One of the bloggers picked up upon this theme of being “strangers and aliens on earth,” and rightly applied it to the political context. I don’t agree with the whole thing (in fact, there are many areas on which the author and I disagree), but there was one part I thought summarized the position faithful Christians find themselves in in the voting booths all too well:
The answers on the right are certainly better, as they are more consistent with human liberty, but the reminder that we are strangers and aliens serves to keep us from becoming ideological.
Think about it this way. If you’re interviewing two architects for how to design your dream house within a reasonable budget, and the first one suggests killing your kids to make room and save money, don’t go with that one. That doesn’t really make the other candidate a good architect, though, so you’d be foolish to hand him your keys and go to bed. We find ourselves in this situation politically. Both political parties promise Great Societies in some fashion.

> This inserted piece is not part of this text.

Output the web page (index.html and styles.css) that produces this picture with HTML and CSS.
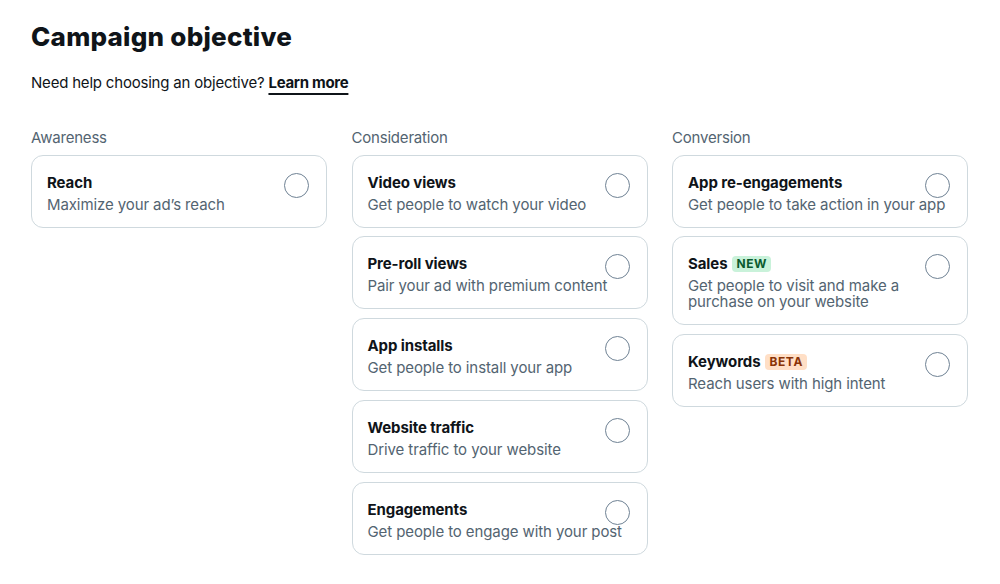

As this same post rightly notes a few paragraphs earlier, ” The Left promises social justice and a redistribution of wealth; the Right promises equality before the law and the fruits of a free market.” Both parties want to be architects for our nation, whether you think trying to build a “dream nation” is feasible or desirable.

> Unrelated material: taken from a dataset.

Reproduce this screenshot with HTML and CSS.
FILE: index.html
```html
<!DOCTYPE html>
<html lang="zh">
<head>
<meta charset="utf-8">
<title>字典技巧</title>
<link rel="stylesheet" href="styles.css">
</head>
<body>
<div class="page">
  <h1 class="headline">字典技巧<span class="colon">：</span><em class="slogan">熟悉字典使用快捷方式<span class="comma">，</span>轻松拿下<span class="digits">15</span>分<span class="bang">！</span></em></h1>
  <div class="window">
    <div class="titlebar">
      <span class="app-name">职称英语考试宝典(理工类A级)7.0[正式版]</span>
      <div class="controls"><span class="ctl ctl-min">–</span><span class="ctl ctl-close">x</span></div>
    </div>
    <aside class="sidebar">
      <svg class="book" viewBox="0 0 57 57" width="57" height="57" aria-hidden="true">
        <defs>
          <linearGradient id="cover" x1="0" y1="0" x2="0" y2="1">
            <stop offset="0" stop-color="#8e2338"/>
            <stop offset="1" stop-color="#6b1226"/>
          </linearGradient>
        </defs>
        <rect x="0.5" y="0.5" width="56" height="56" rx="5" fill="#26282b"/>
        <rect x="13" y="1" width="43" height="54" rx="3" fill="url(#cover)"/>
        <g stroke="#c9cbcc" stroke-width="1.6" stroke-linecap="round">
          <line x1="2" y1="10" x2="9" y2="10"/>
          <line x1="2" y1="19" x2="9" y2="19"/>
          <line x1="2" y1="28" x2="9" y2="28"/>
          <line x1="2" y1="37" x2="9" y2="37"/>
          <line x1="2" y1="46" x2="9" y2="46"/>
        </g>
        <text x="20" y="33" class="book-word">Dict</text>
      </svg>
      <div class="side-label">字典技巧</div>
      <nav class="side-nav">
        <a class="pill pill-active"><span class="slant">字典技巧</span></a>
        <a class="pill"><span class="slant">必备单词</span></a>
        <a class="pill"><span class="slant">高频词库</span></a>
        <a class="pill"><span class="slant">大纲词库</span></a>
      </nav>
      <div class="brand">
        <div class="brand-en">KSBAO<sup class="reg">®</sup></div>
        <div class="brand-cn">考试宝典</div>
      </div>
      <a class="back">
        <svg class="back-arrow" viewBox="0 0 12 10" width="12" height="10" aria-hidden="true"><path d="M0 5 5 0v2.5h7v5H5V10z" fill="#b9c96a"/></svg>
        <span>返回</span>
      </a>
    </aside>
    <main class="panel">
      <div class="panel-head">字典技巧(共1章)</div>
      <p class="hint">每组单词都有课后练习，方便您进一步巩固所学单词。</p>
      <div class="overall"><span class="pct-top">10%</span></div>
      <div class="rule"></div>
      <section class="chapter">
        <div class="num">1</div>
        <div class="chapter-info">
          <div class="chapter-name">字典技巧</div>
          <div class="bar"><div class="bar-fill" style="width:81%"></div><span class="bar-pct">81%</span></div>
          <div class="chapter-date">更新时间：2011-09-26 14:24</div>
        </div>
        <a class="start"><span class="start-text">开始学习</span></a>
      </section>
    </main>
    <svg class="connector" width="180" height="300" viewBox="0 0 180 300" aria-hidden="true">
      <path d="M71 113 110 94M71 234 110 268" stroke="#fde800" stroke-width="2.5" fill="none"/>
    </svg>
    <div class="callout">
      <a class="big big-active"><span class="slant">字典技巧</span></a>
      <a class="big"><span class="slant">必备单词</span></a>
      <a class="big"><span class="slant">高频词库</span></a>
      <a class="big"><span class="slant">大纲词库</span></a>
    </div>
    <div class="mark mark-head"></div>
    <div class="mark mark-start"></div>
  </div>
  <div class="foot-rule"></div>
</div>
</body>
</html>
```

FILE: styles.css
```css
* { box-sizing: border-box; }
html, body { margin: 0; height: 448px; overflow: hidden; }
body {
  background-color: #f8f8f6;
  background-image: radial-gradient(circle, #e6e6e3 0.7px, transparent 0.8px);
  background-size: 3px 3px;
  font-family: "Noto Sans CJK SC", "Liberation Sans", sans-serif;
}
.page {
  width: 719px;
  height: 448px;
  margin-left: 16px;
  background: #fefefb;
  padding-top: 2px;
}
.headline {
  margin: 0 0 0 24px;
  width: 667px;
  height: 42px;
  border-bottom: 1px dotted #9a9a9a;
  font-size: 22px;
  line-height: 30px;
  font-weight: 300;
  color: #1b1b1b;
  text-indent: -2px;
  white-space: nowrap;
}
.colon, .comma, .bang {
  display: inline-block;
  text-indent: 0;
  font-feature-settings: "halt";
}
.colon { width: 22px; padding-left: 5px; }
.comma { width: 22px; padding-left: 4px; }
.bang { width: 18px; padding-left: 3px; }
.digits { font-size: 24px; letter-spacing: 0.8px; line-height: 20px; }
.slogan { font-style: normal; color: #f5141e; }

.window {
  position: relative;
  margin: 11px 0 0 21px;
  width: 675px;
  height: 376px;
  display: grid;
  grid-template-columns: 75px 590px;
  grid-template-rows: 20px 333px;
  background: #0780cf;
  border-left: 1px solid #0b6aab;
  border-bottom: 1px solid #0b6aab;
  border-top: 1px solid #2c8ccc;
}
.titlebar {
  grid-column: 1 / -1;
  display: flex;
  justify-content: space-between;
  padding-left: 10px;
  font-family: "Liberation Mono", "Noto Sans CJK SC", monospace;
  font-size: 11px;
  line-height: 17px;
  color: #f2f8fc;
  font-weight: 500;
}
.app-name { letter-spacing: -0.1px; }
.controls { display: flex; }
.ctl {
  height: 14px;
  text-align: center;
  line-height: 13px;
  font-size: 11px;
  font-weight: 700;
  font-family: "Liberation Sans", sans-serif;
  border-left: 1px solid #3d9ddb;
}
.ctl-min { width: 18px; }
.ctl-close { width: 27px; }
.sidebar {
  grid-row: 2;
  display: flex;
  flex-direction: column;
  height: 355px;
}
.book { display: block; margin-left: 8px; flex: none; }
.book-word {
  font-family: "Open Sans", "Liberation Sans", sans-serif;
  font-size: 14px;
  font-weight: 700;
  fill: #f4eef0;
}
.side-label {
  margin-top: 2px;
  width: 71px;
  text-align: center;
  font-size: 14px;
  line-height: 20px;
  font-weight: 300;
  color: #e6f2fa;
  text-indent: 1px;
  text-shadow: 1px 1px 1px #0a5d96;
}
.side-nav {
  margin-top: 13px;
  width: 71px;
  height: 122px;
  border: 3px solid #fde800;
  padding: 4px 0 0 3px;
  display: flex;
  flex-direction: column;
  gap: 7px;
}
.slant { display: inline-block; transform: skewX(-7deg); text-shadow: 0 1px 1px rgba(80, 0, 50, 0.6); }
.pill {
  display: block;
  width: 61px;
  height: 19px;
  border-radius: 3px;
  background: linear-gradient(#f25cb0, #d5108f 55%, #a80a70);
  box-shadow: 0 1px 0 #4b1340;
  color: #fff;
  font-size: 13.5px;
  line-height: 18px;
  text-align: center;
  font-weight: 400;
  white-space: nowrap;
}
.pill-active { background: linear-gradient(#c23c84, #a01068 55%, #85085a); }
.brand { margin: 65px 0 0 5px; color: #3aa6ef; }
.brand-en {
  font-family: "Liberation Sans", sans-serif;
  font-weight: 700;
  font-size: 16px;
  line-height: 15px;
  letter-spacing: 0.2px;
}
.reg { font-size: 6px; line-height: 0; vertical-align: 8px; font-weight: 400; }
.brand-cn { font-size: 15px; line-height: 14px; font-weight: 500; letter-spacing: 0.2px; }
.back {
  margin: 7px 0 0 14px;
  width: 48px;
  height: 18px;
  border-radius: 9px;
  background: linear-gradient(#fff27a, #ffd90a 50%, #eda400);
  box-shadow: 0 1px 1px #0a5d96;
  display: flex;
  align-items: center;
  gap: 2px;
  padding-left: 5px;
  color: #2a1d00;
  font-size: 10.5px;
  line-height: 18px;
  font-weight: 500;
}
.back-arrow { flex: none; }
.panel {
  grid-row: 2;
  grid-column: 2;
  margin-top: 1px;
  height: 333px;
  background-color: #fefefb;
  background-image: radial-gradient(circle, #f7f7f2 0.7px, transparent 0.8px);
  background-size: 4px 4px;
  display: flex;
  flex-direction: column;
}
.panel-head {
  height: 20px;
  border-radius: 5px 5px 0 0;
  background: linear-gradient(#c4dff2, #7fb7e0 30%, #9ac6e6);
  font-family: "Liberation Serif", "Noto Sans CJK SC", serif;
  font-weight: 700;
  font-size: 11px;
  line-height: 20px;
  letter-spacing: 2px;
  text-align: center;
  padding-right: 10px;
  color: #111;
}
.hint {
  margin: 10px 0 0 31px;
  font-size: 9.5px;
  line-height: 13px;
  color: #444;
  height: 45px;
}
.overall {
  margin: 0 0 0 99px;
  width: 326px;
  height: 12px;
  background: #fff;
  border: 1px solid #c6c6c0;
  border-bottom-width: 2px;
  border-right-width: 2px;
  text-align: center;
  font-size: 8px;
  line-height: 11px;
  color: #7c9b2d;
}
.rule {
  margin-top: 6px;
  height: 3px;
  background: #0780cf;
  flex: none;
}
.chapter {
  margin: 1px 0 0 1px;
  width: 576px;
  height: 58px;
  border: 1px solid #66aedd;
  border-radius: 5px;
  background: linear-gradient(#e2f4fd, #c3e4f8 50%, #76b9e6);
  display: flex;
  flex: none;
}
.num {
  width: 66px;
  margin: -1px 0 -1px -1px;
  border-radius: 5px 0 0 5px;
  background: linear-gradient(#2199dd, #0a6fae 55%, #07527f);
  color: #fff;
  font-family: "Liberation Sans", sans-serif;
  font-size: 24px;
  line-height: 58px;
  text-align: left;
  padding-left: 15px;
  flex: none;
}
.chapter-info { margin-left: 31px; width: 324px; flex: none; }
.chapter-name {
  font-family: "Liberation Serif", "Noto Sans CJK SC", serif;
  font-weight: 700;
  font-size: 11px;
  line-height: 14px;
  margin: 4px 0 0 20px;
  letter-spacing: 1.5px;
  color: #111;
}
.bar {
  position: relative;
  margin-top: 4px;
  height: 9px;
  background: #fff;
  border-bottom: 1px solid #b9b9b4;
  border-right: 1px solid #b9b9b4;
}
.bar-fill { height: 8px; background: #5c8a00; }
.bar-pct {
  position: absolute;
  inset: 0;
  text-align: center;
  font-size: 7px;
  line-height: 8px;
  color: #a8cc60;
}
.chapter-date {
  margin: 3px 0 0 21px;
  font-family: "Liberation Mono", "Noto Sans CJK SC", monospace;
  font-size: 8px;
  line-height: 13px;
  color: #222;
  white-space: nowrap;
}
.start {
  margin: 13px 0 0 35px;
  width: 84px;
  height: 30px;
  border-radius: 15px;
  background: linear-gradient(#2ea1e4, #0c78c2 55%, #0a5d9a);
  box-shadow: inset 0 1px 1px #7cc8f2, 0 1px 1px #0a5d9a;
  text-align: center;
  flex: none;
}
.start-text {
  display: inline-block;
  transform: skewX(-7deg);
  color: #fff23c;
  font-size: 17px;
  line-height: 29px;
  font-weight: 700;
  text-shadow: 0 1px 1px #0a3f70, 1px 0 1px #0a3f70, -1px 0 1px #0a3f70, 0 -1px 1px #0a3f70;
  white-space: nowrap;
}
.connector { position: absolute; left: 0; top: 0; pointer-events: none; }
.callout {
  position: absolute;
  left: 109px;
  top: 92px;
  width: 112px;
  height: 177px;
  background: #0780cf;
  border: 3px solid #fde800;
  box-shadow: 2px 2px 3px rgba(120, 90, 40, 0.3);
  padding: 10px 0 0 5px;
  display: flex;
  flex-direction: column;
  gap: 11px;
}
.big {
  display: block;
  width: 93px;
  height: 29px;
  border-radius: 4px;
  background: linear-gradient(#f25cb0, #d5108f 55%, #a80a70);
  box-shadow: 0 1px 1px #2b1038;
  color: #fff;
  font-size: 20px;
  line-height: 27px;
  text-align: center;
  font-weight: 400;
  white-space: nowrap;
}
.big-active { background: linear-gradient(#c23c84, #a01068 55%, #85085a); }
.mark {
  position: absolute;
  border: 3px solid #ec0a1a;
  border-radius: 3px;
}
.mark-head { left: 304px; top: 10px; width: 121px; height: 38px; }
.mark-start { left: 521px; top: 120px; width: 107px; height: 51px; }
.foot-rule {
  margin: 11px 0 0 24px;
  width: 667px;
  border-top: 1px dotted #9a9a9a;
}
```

Worse, the Right hasn’t exactly proven itself to be the perfect cure for the pro-life movement, given its lukewarm (at best) support for the pro-life stances on abortion and embryonic stem-cell research. Couple that with a number of its other stances which many Christians (particularly Catholics) find distasteful, from torture to the death penalty to a variety of economic ideas, and they’re far from ideal. Worse, injustices done in the name of the GOP risk becoming injustices done in the name of Christ if Christians allow the GOP to pretend it operates with a monopoly on the Constitution and Bible (while violating the tenets of both). Still, go with the architect that’s less likely to kill your kids (or in the political context, less likely to kill other people’s kids through abortions, often using your tax dollars). But keep your eyes wide open.
Another good argument for ending the duopoly. What a national disgrace it is (and an international disgrace since the internet means Europe picks up America’s rancid and pointless Culture War too.